# REQUIREMENTS:
Skip any picture you find and retype all the remaining lines exactly.

# DATA PROVIDED:
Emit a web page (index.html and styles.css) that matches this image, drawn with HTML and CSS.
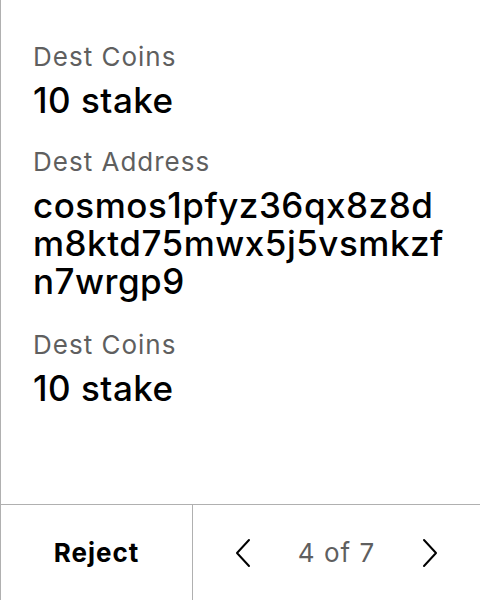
FILE: index.html
```html
<!DOCTYPE html>
<html>
<head>
<meta charset="utf-8">
<link rel="stylesheet" href="styles.css">
</head>
<body>
<div class="screen">
  <div class="content">
    <div class="field">
      <div class="label">Dest Coins</div>
      <div class="value">10 stake</div>
    </div>
    <div class="field">
      <div class="label">Dest Address</div>
      <div class="value addr">cosmos1pfyz36qx8z8dm8ktd75mwx5j5vsmkzfn7wrgp9</div>
    </div>
    <div class="field">
      <div class="label">Dest Coins</div>
      <div class="value">10 stake</div>
    </div>
  </div>
  <div class="footer">
    <div class="reject">Reject</div>
    <div class="pager">
      <svg class="chev" width="20" height="30" viewBox="0 0 20 30"><path d="M16 2 L4 15 L16 28" fill="none" stroke="#000" stroke-width="2" stroke-linecap="round" stroke-linejoin="round"/></svg>
      <span class="count">4 of 7</span>
      <svg class="chev" width="20" height="30" viewBox="0 0 20 30"><path d="M4 2 L16 15 L4 28" fill="none" stroke="#000" stroke-width="2" stroke-linecap="round" stroke-linejoin="round"/></svg>
    </div>
  </div>
</div>
</body>
</html>
```
FILE: styles.css
```css
html, body {
  margin: 0;
  padding: 0;
  background: #fff;
}
body {
  font-family: Inter, "Noto Sans", sans-serif;
  color: #000;
}
.screen {
  width: 480px;
  height: 600px;
  box-sizing: border-box;
  border-left: 1px solid #b0b0b0;
  display: flex;
  flex-direction: column;
}
.content {
  flex: 1;
  padding: 41px 32px 0 32px;
  display: flex;
  flex-direction: column;
  gap: 27px;
}
.label {
  font-size: 26px;
  line-height: 32px;
  letter-spacing: 1px;
  color: #5f5f5f;
}
.value {
  font-size: 35px;
  line-height: 38px;
  letter-spacing: 0.5px;
  font-weight: 500;
  margin-top: 8px;
}
.addr {
  word-break: break-all;
  margin-bottom: 2px;
}
.footer {
  height: 95px;
  border-top: 1px solid #b0b0b0;
  display: flex;
}
.reject {
  width: 191px;
  border-right: 1px solid #b0b0b0;
  display: flex;
  align-items: center;
  justify-content: center;
  font-size: 26px;
  letter-spacing: 1px;
  font-weight: 700;
}
.pager {
  flex: 1;
  display: flex;
  align-items: center;
  justify-content: space-between;
  padding: 0 40px 0 40px;
}
.count {
  font-size: 26px;
  letter-spacing: 1px;
  color: #5f5f5f;
}
```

# SOLVED EXERCISE:
Emit a web page (index.html and styles.css) that matches this image, drawn with HTML and CSS.
FILE: index.html
```html
<!DOCTYPE html>
<html>
<head>
<meta charset="utf-8">
<link rel="stylesheet" href="styles.css">
</head>
<body>
<div class="screen">
  <div class="content">
    <div class="field">
      <div class="label">Dest Coins</div>
      <div class="value">10 stake</div>
    </div>
    <div class="field">
      <div class="label">Dest Address</div>
      <div class="value addr">cosmos1pfyz36qx8z8dm8ktd75mwx5j5vsmkzfn7wrgp9</div>
    </div>
    <div class="field">
      <div class="label">Dest Coins</div>
      <div class="value">10 stake</div>
    </div>
  </div>
  <div class="footer">
    <div class="reject">Reject</div>
    <div class="pager">
      <svg class="chev" width="20" height="30" viewBox="0 0 20 30"><path d="M16 2 L4 15 L16 28" fill="none" stroke="#000" stroke-width="2" stroke-linecap="round" stroke-linejoin="round"/></svg>
      <span class="count">4 of 7</span>
      <svg class="chev" width="20" height="30" viewBox="0 0 20 30"><path d="M4 2 L16 15 L4 28" fill="none" stroke="#000" stroke-width="2" stroke-linecap="round" stroke-linejoin="round"/></svg>
    </div>
  </div>
</div>
</body>
</html>
```
FILE: styles.css
```css
html, body {
  margin: 0;
  padding: 0;
  background: #fff;
}
body {
  font-family: Inter, "Noto Sans", sans-serif;
  color: #000;
}
.screen {
  width: 480px;
  height: 600px;
  box-sizing: border-box;
  border-left: 1px solid #b0b0b0;
  display: flex;
  flex-direction: column;
}
.content {
  flex: 1;
  padding: 41px 32px 0 32px;
  display: flex;
  flex-direction: column;
  gap: 27px;
}
.label {
  font-size: 26px;
  line-height: 32px;
  letter-spacing: 1px;
  color: #5f5f5f;
}
.value {
  font-size: 35px;
  line-height: 38px;
  letter-spacing: 0.5px;
  font-weight: 500;
  margin-top: 8px;
}
.addr {
  word-break: break-all;
  margin-bottom: 2px;
}
.footer {
  height: 95px;
  border-top: 1px solid #b0b0b0;
  display: flex;
}
.reject {
  width: 191px;
  border-right: 1px solid #b0b0b0;
  display: flex;
  align-items: center;
  justify-content: center;
  font-size: 26px;
  letter-spacing: 1px;
  font-weight: 700;
}
.pager {
  flex: 1;
  display: flex;
  align-items: center;
  justify-content: space-between;
  padding: 0 40px 0 40px;
}
.count {
  font-size: 26px;
  letter-spacing: 1px;
  color: #5f5f5f;
}
```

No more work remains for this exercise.